В морозных сугробах севера он мечтал о странах юга.

И, должно быть, тоскою по этому сладостному теплу порожден перевод из Петрарки.

Мицкевич перевел эти стихи в 1827 году, когда он короткое время гостил в Остафьеве у князя Вяземского. В Остафьеве был дом с колоннами в парке, высокие деревья которого вечером напоминали туи и кипарисы Италии. Над ветвями как бы застыла огромная безбрежная синева.

К этой эпохе относится перевод диалога Гёте «Путник». Свободный стих то удлиняется, то вновь укорачивается, легко и непринужденно, рифмы, которых нет в оригинале, в переводе играют и блещут.

Сладостность итальянского юга – действие происходит вблизи Вероны – наполняет теплом строфы, говорящие о счастье и великолепии творения. Путник прощается с женщиной, повторяя нежную молитву о семейном счастье среди идиллической природы:

 
Будь здорова!
Природа!
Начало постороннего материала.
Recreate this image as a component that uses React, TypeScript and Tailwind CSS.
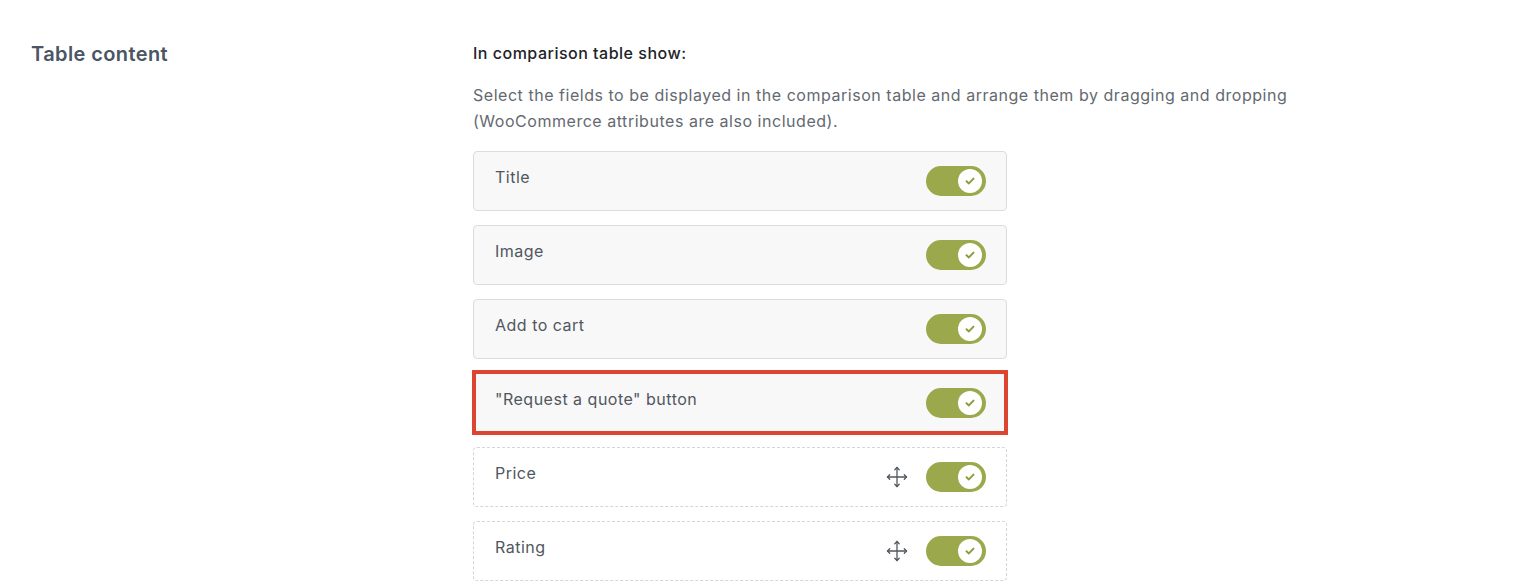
import React from "react";

const font = { fontFamily: 'Inter, "Noto Sans", "Liberation Sans", sans-serif' };

function Toggle() {
  return (
    <div className="w-[60px] h-[30px] rounded-full bg-[#9ba84b] flex items-center justify-end pr-[4px] shrink-0">
      <div className="w-[24px] h-[24px] rounded-full bg-white flex items-center justify-center">
        <svg width="10" height="8" viewBox="0 0 10 8" fill="none">
          <path d="M1.5 4.2 L3.9 6.4 L8.5 1.6" stroke="#8e9c3f" strokeWidth="2" strokeLinecap="round" strokeLinejoin="round" />
        </svg>
      </div>
    </div>
  );
}

function MoveIcon() {
  return (
    <svg width="22" height="22" viewBox="0 0 22 22" fill="none" stroke="#50575e" strokeWidth="1.3" strokeLinecap="round" strokeLinejoin="round">
      <path d="M11 1.5 V20.5" />
      <path d="M1.5 11 H20.5" />
      <path d="M8.8 3.7 L11 1.5 L13.2 3.7" />
      <path d="M8.8 18.3 L11 20.5 L13.2 18.3" />
      <path d="M3.7 8.8 L1.5 11 L3.7 13.2" />
      <path d="M18.3 8.8 L20.5 11 L18.3 13.2" />
    </svg>
  );
}

type Row = { label: string; fixed: boolean; highlight?: boolean };

const rows: Row[] = [
  { label: "Title", fixed: true },
  { label: "Image", fixed: true },
  { label: "Add to cart", fixed: true },
  { label: '"Request a quote" button', fixed: true, highlight: true },
  { label: "Price", fixed: false },
  { label: "Rating", fixed: false },
];

function FieldRow({ row }: { row: Row }) {
  return (
    <div
      className={
        row.fixed
          ? "relative h-[60px] rounded-[4px] border border-[#dcdcde] bg-[#f8f8f8] flex items-start justify-between pl-[21px] pr-[20px] pt-[14px]"
          : "relative h-[60px] rounded-[4px] border border-dashed border-[#d5d5d8] bg-white flex items-start justify-between pl-[21px] pr-[20px] pt-[14px]"
      }
    >
      <span className="-mt-[1px] text-[16px] leading-[24px] tracking-[0.5px] text-[#50575e]">{row.label}</span>
      <div className="flex items-center gap-[18px]">
        {!row.fixed && <MoveIcon />}
        <Toggle />
      </div>
      {row.highlight && (
        <div className="absolute -top-[4px] -bottom-[3px] -left-[2px] -right-[2px] border-4 border-[#dc4530] pointer-events-none" />
      )}
    </div>
  );
}

export default function App() {
  return (
    <div className="w-[1530px] h-[586px] bg-white overflow-hidden" style={font}>
      <div className="flex pl-[31px] pt-[40px]">
        <div className="w-[442px] shrink-0">
          <h2 className="text-[20px] leading-[28px] font-semibold tracking-[0.4px] text-[#4b5563]">Table content</h2>
        </div>
        <div className="pt-[3px]">
          <p className="text-[16px] leading-[20px] font-medium tracking-[0.5px] text-[#1d2327]">In comparison table show:</p>
          <p className="mt-[19px] text-[16px] leading-[26px] tracking-[0.53px] text-[#646970]">
            Select the fields to be displayed in the comparison table and arrange them by dragging and dropping
            <br />
            (WooCommerce attributes are also included).
          </p>
          <div className="mt-[17px] w-[534px] flex flex-col gap-[14px]">
            {rows.map((r) => (
              <FieldRow key={r.label} row={r} />
            ))}
          </div>
        </div>
      </div>
    </div>
  );
}
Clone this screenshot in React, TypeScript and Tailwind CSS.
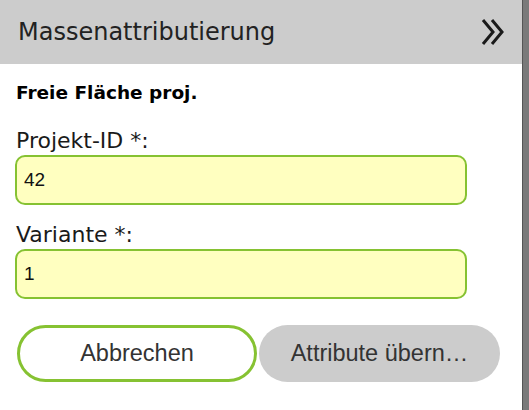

Страдальцы в пути устают,—
На могиле прошедшего
Пилигримом стою утомленным;
Ты в полуночный час
Приведи меня в тихий приют,
А в полдневный главу мою
Увенчай свежим лавром зеленым.
А когда, после долгого трудного дня,
Я вернусь в мою хату,
Позлащенную солнцем заката,
Вернусь отдыхать, —
То пускай у порога
Красивая женщина встретит меня,
Моего малолетнего сына
Прекрасная мать!
 

Если бы только стихи эти не были переводом, комментаторы, конечно, без особого труда разыскали бы прототипы их в ближайшем окружении поэта.